L’obiettivo dichiarato dell’operazione sarebbe quello di riequilibrare il gap tra i matrimoni civili e religiosi. Secondo l’Istat, si legge nella parte introduttiva del provvedimento, le unioni con rito civile sono cresciute rispetto ai livelli pre-pandemia (+0,7 per cento nel 2021 sul 2019), mentre quelli con rito ecclesiastico continuano a calare.
A sentire i deputati del Carroccio, le ragioni “che allontanano le giovani coppie dall’altare e che le portano a prendere in considerazione solo ed esclusivamente il matrimonio civile” sarebbero principalmente di natura economica. Ma avrebbero un peso anche le lungaggini procedurali delle parrocchie: “Molte coppie sono dubbiose sui corsi prematrimoniali, i quali hanno una finalità ben precisa e spesso sottovalutata: cercare di far capire alla coppia se si è realmente pronti nel prendere la decisione di sposarsi”.
Ecco allora l’idea: un incentivo di Stato, solo per chi sceglie dei pronunciare il sì all’altare. La formula prescelta è quella della detrazione del 20 per cento delle spese per il “matrimonio religioso”, modificando la legge 90 del 3 agosto 2013. E alla voce “spese” si può indicare di tutto. Dagli ornamenti in chiesa come i fiori, la passatoia, i libretti, fino agli abiti per gli sposi, il servizio di ristorazione, le bomboniere. Perfino il coiffeur e il make-up della sposa. O l’ingaggio del “wedding reporter”, insomma il fotografo.

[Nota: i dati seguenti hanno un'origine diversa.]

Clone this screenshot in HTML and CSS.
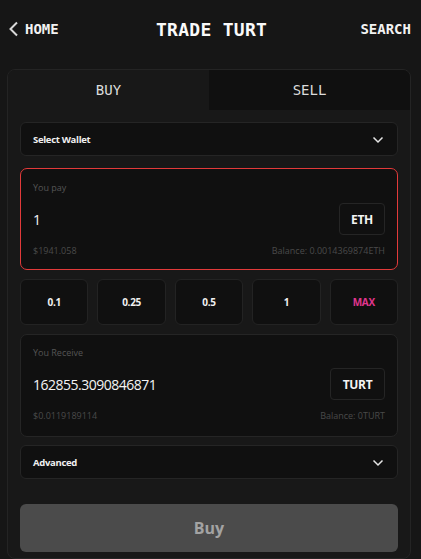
FILE: index.html
```html
<!DOCTYPE html>
<html>
<head>
<meta charset="utf-8">
<link rel="stylesheet" href="styles.css">
</head>
<body>
<header class="top">
  <div class="nav-left">
    <svg class="back" width="11" height="16" viewBox="0 0 11 16"><path d="M9 1.5 L2.5 8 L9 14.5" fill="none" stroke="#d8d8d8" stroke-width="2"/></svg>
    <span class="pix small">HOME</span>
  </div>
  <div class="pix title">TRADE TURT</div>
  <div class="pix small">SEARCH</div>
</header>
<main class="card">
  <div class="tabs">
    <div class="tab active pix">BUY</div>
    <div class="tab pix">SELL</div>
  </div>
  <div class="body">
    <div class="select">
      <span>Select Wallet</span>
      <svg width="12" height="8" viewBox="0 0 12 8"><path d="M1.5 1.5 L6 6 L10.5 1.5" fill="none" stroke="#e6e6e6" stroke-width="1.5"/></svg>
    </div>
    <div class="box pay">
      <div class="label">You pay</div>
      <div class="row main">
        <span class="amount">1</span>
        <span class="token">ETH</span>
      </div>
      <div class="row meta">
        <span>$1941.058</span>
        <span>Balance: 0.0014369874ETH</span>
      </div>
    </div>
    <div class="quick">
      <div class="q">0.1</div>
      <div class="q">0.25</div>
      <div class="q">0.5</div>
      <div class="q">1</div>
      <div class="q max">MAX</div>
    </div>
    <div class="box recv">
      <div class="label">You Receive</div>
      <div class="row main">
        <span class="amount">162855.3090846871</span>
        <span class="token wide">TURT</span>
      </div>
      <div class="row meta">
        <span>$0.0119189114</span>
        <span>Balance: 0TURT</span>
      </div>
    </div>
    <div class="select adv">
      <span>Advanced</span>
      <svg width="12" height="8" viewBox="0 0 12 8"><path d="M1.5 1.5 L6 6 L10.5 1.5" fill="none" stroke="#e6e6e6" stroke-width="1.5"/></svg>
    </div>
    <button class="buy">Buy</button>
  </div>
</main>
</body>
</html>
```
FILE: styles.css
```css
html, body {
  margin: 0;
  padding: 0;
  background: #161616;
  color: #fff;
  font-family: "Open Sans", "Liberation Sans", sans-serif;
  overflow: hidden;
}
.pix {
  font-family: "DejaVu Sans Mono", monospace;
  font-weight: bold;
  text-transform: uppercase;
}
.top {
  height: 58px;
  display: flex;
  align-items: center;
  justify-content: space-between;
  padding: 0 10px 0 8px;
}
.nav-left {
  display: flex;
  align-items: center;
  gap: 6px;
}
.back { display: block; }
.small {
  font-size: 14px;
  color: #f2f2f2;
}
.title {
  font-size: 18px;
  letter-spacing: 0.3px;
  color: #fafafa;
  margin-left: 4px;
}
.card {
  margin: 11px 10px 0 7px;
  background: #181818;
  border: 1px solid #242424;
  border-radius: 8px;
  overflow: hidden;
  height: 488px;
}
.tabs {
  display: grid;
  grid-template-columns: 1fr 1fr;
  height: 40px;
}
.tab {
  display: flex;
  align-items: center;
  justify-content: center;
  font-size: 14px;
  font-weight: normal;
  color: #dcdcdc;
  background: #101010;
}
.tab.active {
  background: #181818;
}
.body {
  padding: 12px 12px 0;
  display: flex;
  flex-direction: column;
}
.select {
  height: 32px;
  background: #101010;
  border: 1px solid #252525;
  border-radius: 6px;
  display: flex;
  align-items: center;
  justify-content: space-between;
  padding: 0 13px 0 12px;
  font-size: 9.5px;
  font-weight: bold;
  color: #f0f0f0;
  letter-spacing: -0.3px;
}
.select svg { display: block; margin-top: 1px; }
.box {
  background: #101010;
  border: 1px solid #252525;
  border-radius: 7px;
  padding: 12px 12px 12px;
  display: flex;
  flex-direction: column;
}
.pay {
  margin-top: 12px;
  border-color: #e23a3a;
}
.recv {
  margin-top: 9px;
  padding-top: 11px;
  padding-bottom: 14px;
}
.label {
  font-size: 9px;
  color: #555;
  line-height: 14px;
}
.row {
  display: flex;
  align-items: center;
  justify-content: space-between;
}
.row.main {
  margin-top: 8px;
}
.amount {
  font-size: 14px;
  color: #f4f4f4;
  letter-spacing: -0.5px;
}
.token {
  width: 46px;
  height: 32px;
  box-sizing: border-box;
  border: 1px solid #252525;
  border-radius: 4px;
  display: flex;
  align-items: center;
  justify-content: center;
  font-size: 12px;
  font-weight: bold;
  color: #f4f4f4;
  letter-spacing: -0.3px;
}
.token.wide {
  width: 55px;
}
.meta {
  margin-top: 10px;
  font-size: 9px;
  color: #4a4a4a;
  line-height: 12px;
}
.quick {
  margin-top: 9px;
  display: grid;
  grid-template-columns: repeat(5, 1fr);
  gap: 9px;
}
.q {
  height: 46px;
  box-sizing: border-box;
  background: #101010;
  border: 1px solid #232323;
  border-radius: 6px;
  display: flex;
  align-items: center;
  justify-content: center;
  font-size: 10px;
  font-weight: bold;
  color: #f0f0f0;
  letter-spacing: -0.3px;
}
.q.max { color: #e0368f; }
.adv { margin-top: 8px; }
.buy {
  margin-top: 25px;
  height: 48px;
  border: none;
  border-radius: 6px;
  background: #4b4b4b;
  color: #a3a3a3;
  font-family: "Open Sans", "Liberation Sans", sans-serif;
  font-size: 16px;
  font-weight: bold;
}
```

La detrazione d’imposta, secondo la proposta della Lega, potrebbe coprire fino al 20 per cento delle spese, fino a un tetto massimo di 20mila euro, che gli sposi potrebbero ottenere in cinque quote annuali. Non basta però sposarsi in chiesa.
Qualche paletto c’è: i beneficiari devono avere la cittadinanza da almeno 10 anni (è il vecchio mantra “prima gli italiani”) e avere un reddito non superiore a 23mila euro o comunque non superiore a 11.500 euro a persona.
Passasse il bonus matrimoni, per le casse dello Stato non sarebbe indolore: la misura costerebbe in tutto 716 milioni di euro, cioè 143,2 milioni per le cinque quote annuali. Un “sì” carissimo per i contribuenti, credenti e non.
La proposta è stata definita da Fabrizio Marrazzo, portavoce Partito Gay LGBT+, «anticostituzionale, visto che la Carta prevede che l’Italia sia uno stato Laico, e questo lo ricordiamo sia a Salvini che al Governo».
Stesso pensiero di Alessandra Moretti, europarlamentare del Pd, che in un tweet parla di «cialtroneria rara e assoluta distanza dai problemi reali del paese».